## DATA SEGMENT
↓

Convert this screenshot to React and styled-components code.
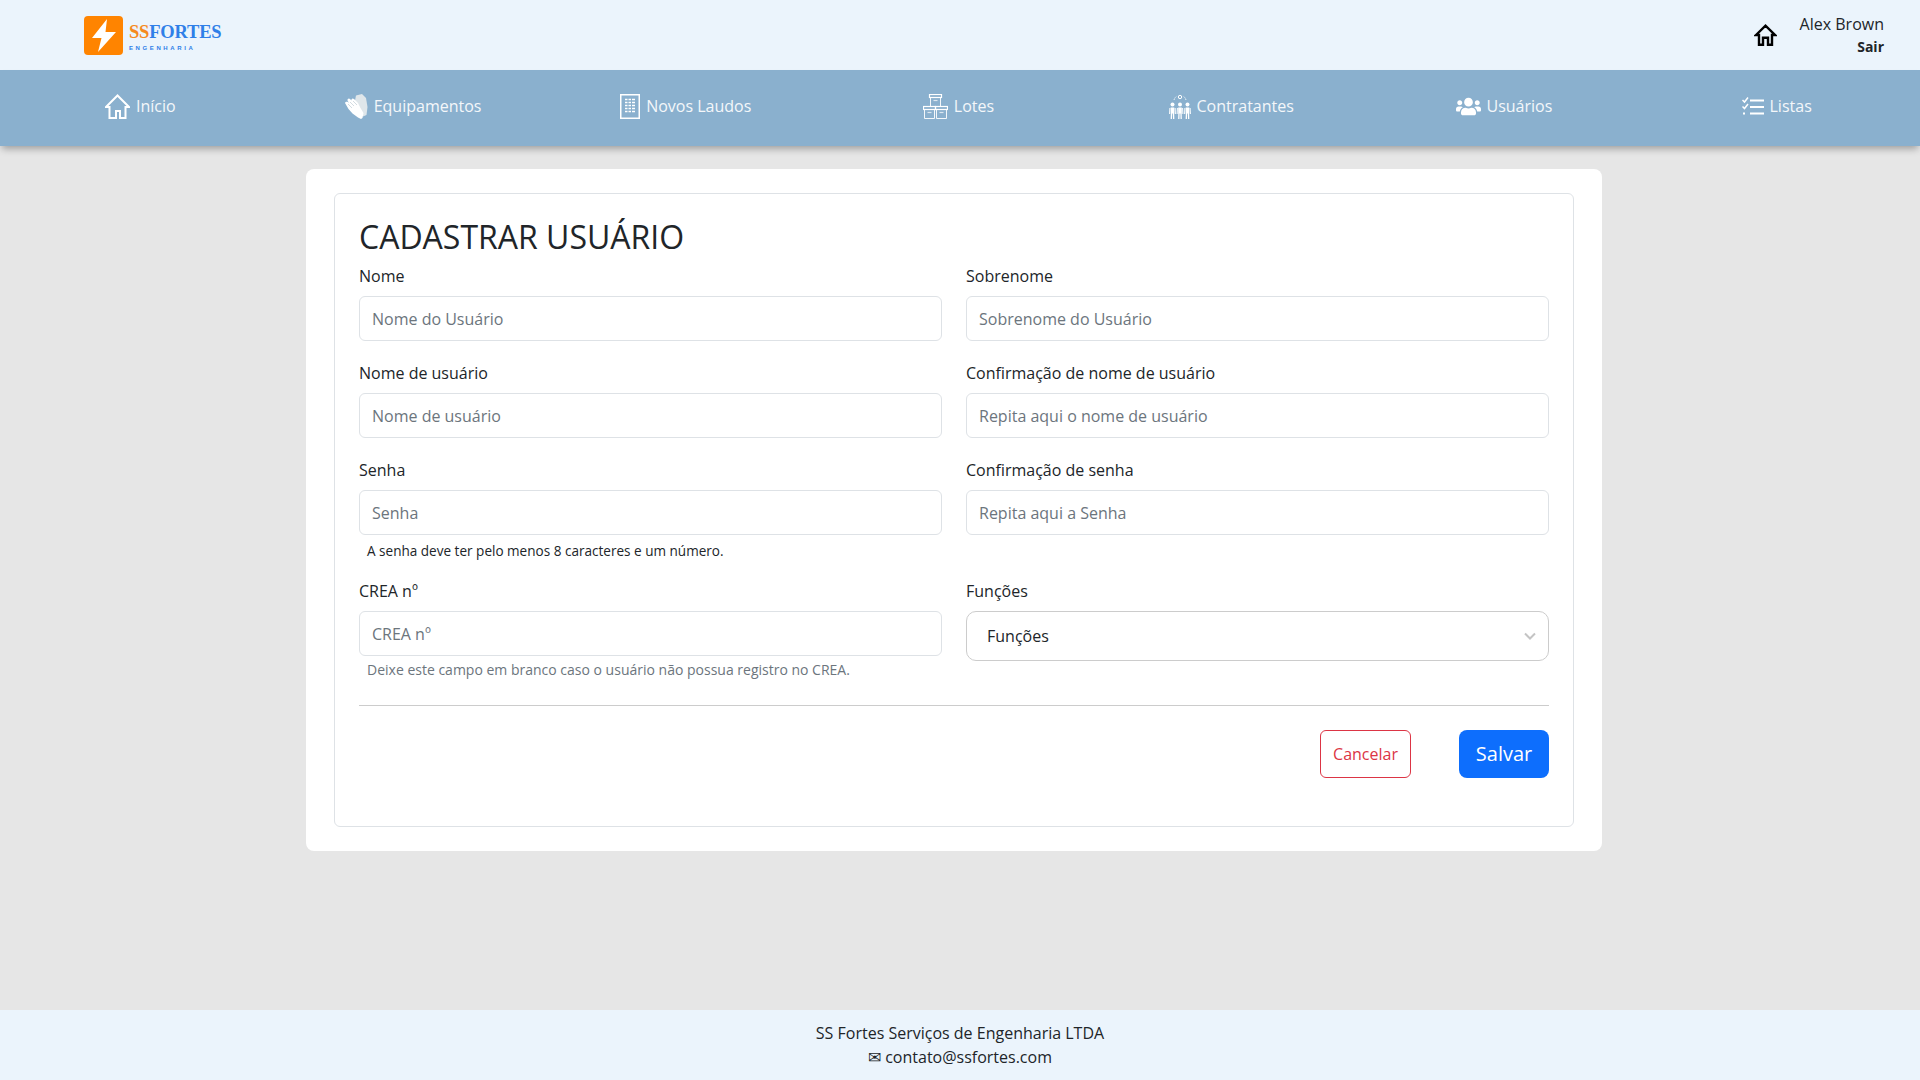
import React from 'react';
import styled, { createGlobalStyle } from 'styled-components';
import { FaUsers } from 'react-icons/fa';

const GlobalStyle = createGlobalStyle`
  * {
    box-sizing: border-box;
  }
  body {
    margin: 0;
    background: #e6e6e6;
    color: #212529;
    font-family: 'Open Sans', 'Noto Sans', sans-serif;
    font-size: 16px;
    line-height: 24px;
  }
`;

const HomeIcon = () => (
  <svg width="25" height="25" viewBox="0 0 25 25" fill="none" stroke="#fff" strokeWidth="2">
    <path d="M1 13 12.5 1.5 24 13h-3.5v11h-5.500v-7h-4v7H4.500V13z" strokeLinejoin="miter" />
  </svg>
);

const GlovesIcon = () => (
  <svg width="23" height="25" viewBox="0 0 23 25">
    <path d="M11 1.500 17 0l4 4 1.500 9-1 8-3.500 1.500L9 12z" fill="#dfe6ea" />
    <path
      d="M0 9c1-2 3-1 4 0L2.500 6.500C2 5 4 3.500 5 5l1.500 1.500C6 5 7.500 3.500 9 5l4 4 2.500 5 3 5-1 5-1.500 1-3-1.500-5.500-4-4-4.500z"
      fill="#fff"
    />
    <path d="M3 10l4 4M5 8l4 4M8 7l4 4" stroke="#c8d3da" strokeWidth=".8" />
  </svg>
);

const ReportIcon = () => (
  <svg width="20" height="25" viewBox="0 0 20 25">
    <rect x=".75" y=".75" width="18.500" height="23.500" fill="none" stroke="#fff" strokeWidth="1.500" />
    {[5, 8, 11, 14, 17].map((y) => (
      <path key={y} d={`M5 ${y + 0.5}h2.500M8.500 ${y + 0.5}h2.500M12 ${y + 0.5}h3`} stroke="#fff" strokeWidth="1.500" />
    ))}
  </svg>
);

const Box = ({ x, y }) => (
  <g fill="none" stroke="#fff">
    <rect x={x} y={y} width="12" height="3" strokeWidth="1.200" />
    <path d={`M${x + 1} ${y + 3}v9h10v-9`} strokeWidth=".9" />
    <path d={`M${x + 4} ${y + 6}h4`} strokeWidth="1.200" opacity=".7" />
  </g>
);

const BoxesIcon = () => (
  <svg width="25" height="25" viewBox="0 0 25 25">
    <Box x={6.5} y={.5} />
    <Box x={.5} y={12.5} />
    <Box x={12.5} y={12.5} />
  </svg>
);

const Person = ({ x }) => (
  <g fill="#fff" stroke="#fff">
    <circle cx={x} cy="10.500" r="2" stroke="none" />
    <rect x={x - 1.800} y="13.500" width="3.600" height="6" stroke="none" />
    <path d={`M${x - 2.600} 14l-.3 6M${x + 2.600} 14l.3 6`} strokeWidth="1" fill="none" />
    <path d={`M${x - 1} 19l-.2 6M${x + 1} 19l.2 6`} strokeWidth="1.300" fill="none" />
  </g>
);

const TeamIcon = () => (
  <svg width="22" height="25" viewBox="0 0 22 25">
    <Person x={3.500} />
    <Person x={18.500} />
    <Person x={11} />
    <circle cx="11" cy="3" r="1.700" fill="none" stroke="#fff" />
    <path d="M5 6c.5-2 1.500-3 3-4M17 6c-.5-2-1.500-3-3-4" fill="none" stroke="#fff" strokeWidth=".8" strokeDasharray="1.500 1" />
  </svg>
);

const ListIcon = () => (
  <svg width="22" height="18" viewBox="0 0 22 18" fill="none" stroke="#fff">
    <path d="M.5 3 2.500 5 6 .5M.5 9.500l2 2L6 7" strokeWidth="1.500" />
    <path d="M1 16.500h3" strokeWidth="2.200" strokeDasharray="2 1" />
    <path d="M8 3.500h14M8 10h14M8 16.500h14" strokeWidth="2" />
  </svg>
);

const navItems = [
  { label: 'Início', icon: <HomeIcon /> },
  { label: 'Equipamentos', icon: <GlovesIcon /> },
  { label: 'Novos Laudos', icon: <ReportIcon /> },
  { label: 'Lotes', icon: <BoxesIcon /> },
  { label: 'Contratantes', icon: <TeamIcon /> },
  { label: 'Usuários', icon: <FaUsers size={25} color="#fff" /> },
  { label: 'Listas', icon: <ListIcon /> },
];

const App = () => {
  return (
    <Page>
      <GlobalStyle />
      <Header>
        <Logo>
          <LogoMark>
            <svg width="24" height="33" viewBox="0 0 24 33">
              <path d="M15 0 0 19h9.500L6 33 24 13H13.500z" fill="#fff" />
            </svg>
          </LogoMark>
          <LogoText>
            <LogoName>
              <span>SS</span>FORTES
            </LogoName>
            <LogoSub>ENGENHARIA</LogoSub>
          </LogoText>
        </Logo>
        <UserArea>
          <svg width="23" height="22" viewBox="0 0 23 22" fill="none" stroke="#000" strokeWidth="2.400">
            <path d="M2 11 11.500 1.700 21 11h-3v9.800h-4v-7H9v7H5V11z" />
          </svg>
          <UserInfo>
            <UserName>Alex Brown</UserName>
            <Logout>Sair</Logout>
          </UserInfo>
        </UserArea>
      </Header>

      <Nav>
        {navItems.map((item) => (
          <NavItem key={item.label}>
            {item.icon}
            <span>{item.label}</span>
          </NavItem>
        ))}
      </Nav>

      <Main>
        <Panel>
          <Card>
            <Title>CADASTRAR USUÁRIO</Title>
            <Row>
              <Field>
                <Label>Nome</Label>
                <Input placeholder="Nome do Usuário" />
              </Field>
              <Field>
                <Label>Sobrenome</Label>
                <Input placeholder="Sobrenome do Usuário" />
              </Field>
            </Row>
            <Row>
              <Field>
                <Label>Nome de usuário</Label>
                <Input placeholder="Nome de usuário" />
              </Field>
              <Field>
                <Label>Confirmação de nome de usuário</Label>
                <Input placeholder="Repita aqui o nome de usuário" />
              </Field>
            </Row>
            <Row>
              <Field>
                <Label>Senha</Label>
                <Input type="password" placeholder="Senha" />
                <PasswordHint>A senha deve ter pelo menos 8 caracteres e um número.</PasswordHint>
              </Field>
              <Field>
                <Label>Confirmação de senha</Label>
                <Input type="password" placeholder="Repita aqui a Senha" />
              </Field>
            </Row>
            <Row>
              <Field>
                <Label>CREA nº</Label>
                <Input placeholder="CREA nº" />
                <MutedHint>Deixe este campo em branco caso o usuário não possua registro no CREA.</MutedHint>
              </Field>
              <Field>
                <Label>Funções</Label>
                <SelectBox>
                  Funções
                  <svg width="12" height="8" viewBox="0 0 12 8" fill="none" stroke="#c4c4c4" strokeWidth="2">
                    <path d="M1 1.500 6 6.500l5-5" />
                  </svg>
                </SelectBox>
              </Field>
            </Row>
            <Divider />
            <Actions>
              <CancelButton>Cancelar</CancelButton>
              <SaveButton>Salvar</SaveButton>
            </Actions>
          </Card>
        </Panel>
      </Main>

      <Footer>
        <div>SS Fortes Serviços de Engenharia LTDA</div>
        <div>✉ contato@ssfortes.com</div>
      </Footer>
    </Page>
  );
};

const Page = styled.div`
  min-height: 100vh;
  display: flex;
  flex-direction: column;
`;

const Header = styled.header`
  height: 70px;
  padding: 0 36px 0 84px;
  display: flex;
  justify-content: space-between;
  align-items: center;
  background: #ebf4fc;
`;

const Logo = styled.div`
  display: flex;
  align-items: center;
  gap: 6px;
`;

const LogoMark = styled.div`
  width: 39px;
  height: 39px;
  border-radius: 4px;
  background: #ff8400;
  display: flex;
  align-items: center;
  justify-content: center;
`;

const LogoText = styled.div`
  display: flex;
  flex-direction: column;
  padding-top: 5px;
`;

const LogoName = styled.div`
  font-family: 'Liberation Serif', serif;
  font-weight: 700;
  font-size: 18.500px;
  line-height: 18px;
  letter-spacing: -0.2px;
  color: #2f7fe8;

  span {
    color: #f58a1f;
  }
`;

const LogoSub = styled.div`
  font-family: 'Liberation Sans', sans-serif;
  font-weight: 700;
  font-size: 6px;
  line-height: 10px;
  margin-top: 2px;
  letter-spacing: 2.600px;
  color: #2f7fe8;
`;

const UserArea = styled.div`
  display: flex;
  align-items: center;
  gap: 23px;
`;

const UserInfo = styled.div`
  display: flex;
  flex-direction: column;
  align-items: flex-end;
`;

const UserName = styled.span`
  line-height: 24px;
`;

const Logout = styled.span`
  font-size: 14px;
  font-weight: 700;
  line-height: 22px;
`;

const Nav = styled.nav`
  height: 76px;
  padding: 0 7px 4px 4px;
  display: grid;
  grid-template-columns: repeat(7, 1fr);
  align-items: center;
  background: #8ab0ce;
  box-shadow: 0 5px 7px -2px rgba(0, 0, 0, 0.3);
  position: relative;
`;

const NavItem = styled.div`
  display: flex;
  justify-content: center;
  align-items: center;
  gap: 6px;
  color: #f4f7fa;
`;

const Main = styled.main`
  flex: 1;
  padding: 23px 318px 0 306px;
`;

const Panel = styled.section`
  padding: 24px 28px;
  border-radius: 8px;
  background: #fff;
`;

const Card = styled.div`
  padding: 24px 24px 48px;
  border: 1px solid #dee2e6;
  border-radius: 6px;
`;

const Title = styled.h2`
  margin: 0 0 8px;
  font-size: 32px;
  font-weight: 400;
  line-height: 38px;
`;

const Row = styled.div`
  display: grid;
  grid-template-columns: 1fr 1fr;
  column-gap: 24px;
  margin-bottom: 20px;
`;

const Field = styled.div`
  display: flex;
  flex-direction: column;
`;

const Label = styled.label`
  margin-bottom: 8px;
`;

const Input = styled.input`
  height: 45px;
  padding: 0 12px;
  border: 1px solid #dee2e6;
  border-radius: 6px;
  font: inherit;
  color: #212529;

  &::placeholder {
    color: #6c757d;
    opacity: 1;
  }
`;

const PasswordHint = styled.small`
  margin-top: 8px;
  padding-left: 8px;
  font-size: 13.550px;
  line-height: 16px;
  color: #212529;
`;

const MutedHint = styled.small`
  margin-top: 5px;
  padding-left: 8px;
  font-size: 14px;
  line-height: 18px;
  color: #6c757d;
`;

const SelectBox = styled.div`
  height: 50px;
  padding: 0 12px 0 20px;
  display: flex;
  justify-content: space-between;
  align-items: center;
  border: 1px solid #ccc;
  border-radius: 10px;
  background: #fff;
`;

const Divider = styled.hr`
  margin: 26px 0 24px;
  border: 0;
  border-top: 1px solid #ccc;
`;

const Actions = styled.div`
  display: flex;
  justify-content: flex-end;
  gap: 48px;
`;

const CancelButton = styled.button`
  height: 48px;
  width: 91px;
  padding: 0;
  border: 1px solid #dc3545;
  border-radius: 6px;
  background: #fff;
  color: #dc3545;
  font: inherit;
`;

const SaveButton = styled.button`
  height: 48px;
  width: 90px;
  padding: 0;
  border: 0;
  border-radius: 8px;
  background: #0d6efd;
  color: #fff;
  font: inherit;
  font-size: 20px;
`;

const Footer = styled.footer`
  height: 70px;
  padding-top: 11px;
  text-align: center;
  background: #ebf4fc;
`;

export default App;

↑

## OBJECTIVE
Pick each line holding the word "components" out of the listing.

## SOLVED PROBLEM
Convert this screenshot to React and styled-components code.
import styled, { createGlobalStyle } from 'styled-components';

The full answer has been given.